Kayaking the Nile, outside Juba, South Sudan |
Juba, South Sudan: 2011; Dawson City, Yukon: 1898
While I’ve been spending the last few weeks visiting my daughter in Juba, South Sudan, I’ve been working on Gold Web, the fourth Klondike Gold Rush mystery novel.
Seems like Juba would hardly be an inspiration, doesn’t it?
But the two places are surprisingly similar.
Take the streets. In Dawson the town flooded so much in the spring of 1897 that the Mounties needed a canoe to get from one building to another across the parade square. The town was built on a flood plain at the joining to two rivers. When it rained the streets turned into muddy passages so deep that the mud might come up to the top of a waggon wheel or to a horse’s knees. In Juba, the streets are mostly unpaved, and unmaintained. Potholes the size of a small car, open manholes, rocks and garbage and debris. I haven’t been here in the rainy season, but I shudder to contemplate.
The people. People from all over the world poured into the Klondike in search of fortune. Most of them were ill-equipped, to say the least, to live in an arctic mining town. The only ones who really made money were those who ‘mined the miners’: dance hall owners, shop owners, etc.
People from all over the world are here in Juba: aid workers from NGOs and foreign governments; people from other African countries setting up business large and small. Kenyans seem to have a monopoly on the car rental and taxi businesses, Eritreans on water delivery; Turks are building the new road to Umulei; Ugandan and Kenyan women staff restaurants and bars. White 4*4s stamped UN fill the streets along with most of the major NGOs. I have met people from Canada, UK, US, Holland, Botswana, Kenya, Germany, Ethiopia, France, South Africa, Sweden, Australia. Most of whom seem to get along in a joyous muddle.
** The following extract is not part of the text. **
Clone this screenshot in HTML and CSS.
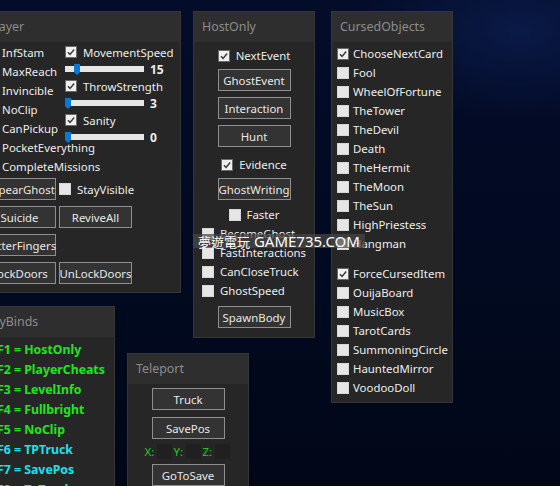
FILE: index.html
```html
<!DOCTYPE html>
<html>
<head>
<meta charset="utf-8">
<link rel="stylesheet" href="styles.css">
</head>
<body>

<section class="win player">
  <div class="win-title">Player</div>
  <div class="player-body">
    <div class="player-cols">
      <div class="col1">
        <div class="tg"><span class="cb"></span><span>InfStam</span></div>
        <div class="tg"><span class="cb"></span><span>MaxReach</span></div>
        <div class="tg"><span class="cb"></span><span>Invincible</span></div>
        <div class="tg"><span class="cb"></span><span>NoClip</span></div>
        <div class="tg"><span class="cb"></span><span>CanPickup</span></div>
        <div class="tg"><span class="cb"></span><span>PocketEverything</span></div>
        <div class="tg"><span class="cb"></span><span>CompleteMissions</span></div>
      </div>
      <div class="col2">
        <div class="tg"><span class="cb on"><svg viewBox="0 0 12 12"><path d="M2.3 6.2 L4.9 8.8 L9.8 3"/></svg></span><span>MovementSpeed</span></div>
        <div class="slider-row"><div class="track"><svg class="thumb" style="left:9px" viewBox="0 0 6 11"><polygon points="0,0 6,0 6,8 3,11 0,8"/></svg></div><span class="val">15</span></div>
        <div class="tg"><span class="cb on"><svg viewBox="0 0 12 12"><path d="M2.3 6.2 L4.9 8.8 L9.8 3"/></svg></span><span>ThrowStrength</span></div>
        <div class="slider-row"><div class="track"><svg class="thumb" style="left:0px" viewBox="0 0 6 11"><polygon points="0,0 6,0 6,8 3,11 0,8"/></svg></div><span class="val">3</span></div>
        <div class="tg"><span class="cb on"><svg viewBox="0 0 12 12"><path d="M2.3 6.2 L4.9 8.8 L9.8 3"/></svg></span><span>Sanity</span></div>
        <div class="slider-row"><div class="track"><svg class="thumb" style="left:0px" viewBox="0 0 6 11"><polygon points="0,0 6,0 6,8 3,11 0,8"/></svg></div><span class="val">0</span></div>
      </div>
    </div>
    <div class="btn-rows">
      <div class="brow"><div class="btn">AppearGhost</div><div class="tg tg-btn"><span class="cb"></span><span>StayVisible</span></div></div>
      <div class="brow"><div class="btn">Suicide</div><div class="btn">ReviveAll</div></div>
      <div class="brow"><div class="btn">ButterFingers</div></div>
      <div class="brow"><div class="btn">LockDoors</div><div class="btn">UnLockDoors</div></div>
    </div>
  </div>
</section>

<section class="win keys">
  <div class="win-title">KeyBinds</div>
  <div class="keys-body">
    <div class="key green">F1 = HostOnly</div>
    <div class="key green">F2 = PlayerCheats</div>
    <div class="key green">F3 = LevelInfo</div>
    <div class="key green">F4 = Fullbright</div>
    <div class="key green">F5 = NoClip</div>
    <div class="key cyan">F6 = TPTruck</div>
    <div class="key cyan">F7 = SavePos</div>
    <div class="key cyan">F8 = ToTruck</div>
  </div>
</section>

<section class="win tp">
  <div class="win-title">Teleport</div>
  <div class="center-body">
    <div class="btn mt4">Truck</div>
    <div class="btn mt7">SavePos</div>
    <div class="coords">
      <span class="c-lbl">X:</span><span class="c-box"></span>
      <span class="c-lbl">Y:</span><span class="c-box"></span>
      <span class="c-lbl">Z:</span><span class="c-box"></span>
    </div>
    <div class="btn mt5">GoToSave</div>
  </div>
</section>

<section class="win host">
  <div class="win-title">HostOnly</div>
  <div class="center-body">
    <div class="tg mt4"><span class="cb on"><svg viewBox="0 0 12 12"><path d="M2.3 6.2 L4.9 8.8 L9.8 3"/></svg></span><span>NextEvent</span></div>
    <div class="btn mt4">GhostEvent</div>
    <div class="btn mt6">Interaction</div>
    <div class="btn mt6">Hunt</div>
    <div class="tg mt8"><span class="cb on"><svg viewBox="0 0 12 12"><path d="M2.3 6.2 L4.9 8.8 L9.8 3"/></svg></span><span>Evidence</span></div>
    <div class="btn mt4">GhostWriting</div>
    <div class="tg mt5 faster"><span class="cb"></span><span>Faster</span></div>
    <div class="tg-group">
      <div class="tg"><span class="cb"></span><span>BecomeGhost</span></div>
      <div class="tg"><span class="cb"></span><span>FastInteractions</span></div>
      <div class="tg"><span class="cb"></span><span>CanCloseTruck</span></div>
      <div class="tg"><span class="cb"></span><span>GhostSpeed</span></div>
    </div>
    <div class="btn mt6">SpawnBody</div>
  </div>
</section>

<section class="win cursed">
  <div class="win-title">CursedObjects</div>
  <div class="cursed-body">
    <div class="tg"><span class="cb on"><svg viewBox="0 0 12 12"><path d="M2.3 6.2 L4.9 8.8 L9.8 3"/></svg></span><span>ChooseNextCard</span></div>
    <div class="tg"><span class="cb"></span><span>Fool</span></div>
    <div class="tg"><span class="cb"></span><span>WheelOfFortune</span></div>
    <div class="tg"><span class="cb"></span><span>TheTower</span></div>
    <div class="tg"><span class="cb"></span><span>TheDevil</span></div>
    <div class="tg"><span class="cb"></span><span>Death</span></div>
    <div class="tg"><span class="cb"></span><span>TheHermit</span></div>
    <div class="tg"><span class="cb"></span><span>TheMoon</span></div>
    <div class="tg"><span class="cb"></span><span>TheSun</span></div>
    <div class="tg"><span class="cb"></span><span>HighPriestess</span></div>
    <div class="tg"><span class="cb"></span><span>Hangman</span></div>
    <div class="spacer"></div>
    <div class="tg"><span class="cb on"><svg viewBox="0 0 12 12"><path d="M2.3 6.2 L4.9 8.8 L9.8 3"/></svg></span><span>ForceCursedItem</span></div>
    <div class="tg"><span class="cb"></span><span>OuijaBoard</span></div>
    <div class="tg"><span class="cb"></span><span>MusicBox</span></div>
    <div class="tg"><span class="cb"></span><span>TarotCards</span></div>
    <div class="tg"><span class="cb"></span><span>SummoningCircle</span></div>
    <div class="tg"><span class="cb"></span><span>HauntedMirror</span></div>
    <div class="tg"><span class="cb"></span><span>VoodooDoll</span></div>
  </div>
</section>

<div class="wm"><span class="cjk">夢遊電玩</span> GAME735.COM</div>

</body>
</html>
```

FILE: styles.css
```css
* { box-sizing: border-box; }
html, body { margin: 0; padding: 0; }
body {
  width: 560px;
  height: 486px;
  overflow: hidden;
  position: relative;
  font-family: "Noto Sans", "Open Sans", sans-serif;
  font-size: 11.4px;
  color: #ededed;
  background:
    radial-gradient(ellipse 170px 90px at 520px 30px, rgba(12, 30, 80, 0.75) 0%, rgba(12, 30, 80, 0) 100%),
    linear-gradient(180deg, #030c29 0%, #020a22 50%, #010717 100%);
}

.win {
  position: absolute;
  background: #262626;
  border: 1px solid #363636;
}
.win-title {
  height: 30px;
  line-height: 30px;
  padding-left: 8px;
  background: #2e2e2e;
  color: #8c8c8c;
  font-size: 12.4px;
  white-space: nowrap;
}

/* toggles */
.tg {
  display: flex;
  align-items: center;
  gap: 5px;
  height: 19px;
  white-space: nowrap;
}
.cb {
  width: 12px;
  height: 12px;
  flex: none;
  background: #e6e6e6;
  border: 1px solid #d6d6d6;
  display: flex;
}
.cb.on {
  border-color: #6a6a6a;
  background: #f0f0f0;
}
.cb svg { width: 10px; height: 10px; }
.cb svg path {
  fill: none;
  stroke: #3a3a3a;
  stroke-width: 1.7;
}

/* buttons */
.btn {
  width: 73px;
  height: 22px;
  flex: none;
  border: 1px solid #8e8e8e;
  background: #333333;
  color: #e8e8e8;
  display: flex;
  align-items: center;
  justify-content: center;
  white-space: nowrap;
}
.mt4 { margin-top: 4px; }
.mt5 { margin-top: 5px; }
.mt6 { margin-top: 6px; }
.mt7 { margin-top: 7px; }
.mt8 { margin-top: 8px; }

/* player window */
.player { left: -21px; top: 11px; width: 202px; height: 282px; }
.player-body { padding: 1px 0 0 5px; }
.player-cols { display: flex; }
.col1 { width: 80px; display: flex; flex-direction: column; }
.col2 { display: flex; flex-direction: column; }
.col2 .tg { height: 18px; gap: 6px; }
.slider-row {
  height: 16px;
  display: flex;
  align-items: center;
}
.track {
  position: relative;
  width: 79px;
  height: 6px;
  background: #e6e6e6;
}
.thumb {
  position: absolute;
  top: -2px;
  width: 6px;
  height: 11px;
  fill: #0a78d7;
}
.val { margin-left: 6px; font-weight: 700; font-size: 12px; }
.btn-rows {
  margin: 2px 0 0 -2px;
  display: flex;
  flex-direction: column;
  gap: 6px;
}
.brow { display: flex; gap: 3px; align-items: center; height: 22px; }
.tg-btn { gap: 6px; }

/* keybinds */
.keys { left: -24px; top: 306px; width: 139px; height: 200px; }
.keys-body { padding: 3px 0 0 20px; }
.key {
  height: 20px;
  line-height: 20px;
  font-weight: 700;
  font-size: 12.3px;
  white-space: nowrap;
}
.green { color: #1ee61e; }
.cyan { color: #1fe0ee; }

/* centered windows */
.center-body {
  display: flex;
  flex-direction: column;
  align-items: center;
}
.center-body .tg { gap: 6px; }
.tg-group {
  display: flex;
  flex-direction: column;
  align-items: flex-start;
}
.host { left: 193px; top: 11px; width: 122px; height: 327px; }
.tp { left: 127px; top: 353px; width: 122px; height: 160px; }

.coords {
  margin-top: 5px;
  height: 15px;
  display: flex;
  align-items: center;
  color: #22c822;
}
.c-lbl { width: 12px; line-height: 15px; }
.c-box {
  width: 15px;
  height: 15px;
  margin-right: 2px;
  background: #202020;
}

/* cursed objects */
.cursed { left: 331px; top: 11px; width: 122px; height: 392px; }
.cursed-body { padding: 2px 0 0 5px; }
.cursed-body .tg { gap: 4px; }
.spacer { height: 11px; }

/* watermark overlay */
.wm {
  position: absolute;
  left: 193px;
  top: 234px;
  width: 172px;
  height: 14px;
  padding-left: 5px;
  background: rgba(70, 70, 70, 0.72);
  color: #ffffff;
  font-family: "Noto Sans", "Noto Sans CJK TC", sans-serif;
  font-size: 15px;
  line-height: 14px;
  white-space: nowrap;
}
.wm .cjk { font-family: "Noto Sans CJK TC", sans-serif; font-size: 13px; }
```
The City. The Klondike was a rough and tumble mining town carved out of the sub-arctic wilderness. People lived in shacks made out of green wood or in canvas tents (in the winter!) and what buildings there were, were constructed with more speed than skill. This city isn’t much different. It was just a garrison town for the Northern forces for the years of the civil war. Only with the CPA in 2005 and the subsequent independence did the city start to grow. And growing it is. Construction is everywhere. Housing is a problem as people are pouring in, not only from other countries as mentioned above to take advantage of the new economic opportunities, but from the countryside. Most housing is still in tin shacks or traditional mud huts.
Environment. Cough. Hack. In Dawson sawdust covered everything, all the time. They were cutting down the forest as fast as possible and turning all that wood into boats and buildings and firewood. In Juba at this time of year not only is dust everywhere, but the farmers are burning their fields and smoke is thick in town. Neither were places for people with breathing difficulties. In Dawson there was one or two public toilets (depending on my sources) for a city of 30,000. No plumbing, no electricity, no telephone (They got electricity and telephone in 1899). In Juba, I don’t know how many public toilets there are but I’ve learned not to leave home without using one. The ‘western’ style houses have private garbage disposal and sanitation removal: the shanties, nope. What do you do without garbage collection or running water? Think about it.
The Wildlife: Zip. Nada. What else happens when the wilderness is destroyed and the people move in.
The future. There was no future for Dawson City. The gold rush ended abruptly in the summer of 1899 and everyone fled for other prospects. The era of the great gold rushes was over: most mining would be done by companies now, with industrial equipment and scientific innovations. By the early 20th century the city was pretty much a ghost town. It’s revived today, but the population is about 8,000 (it had been 30,000 in summer 1898) and it’s mostly a tourist town, reliving its glory days.
For Juba? There are difficulties to be sure: Crime is on the increase; war with the North still threatens; there are ethic and regional disputes. But everyone is optimistic and the energy is fantastic. I’m looking forward to coming back in a year or two and seeing how it’s progressed.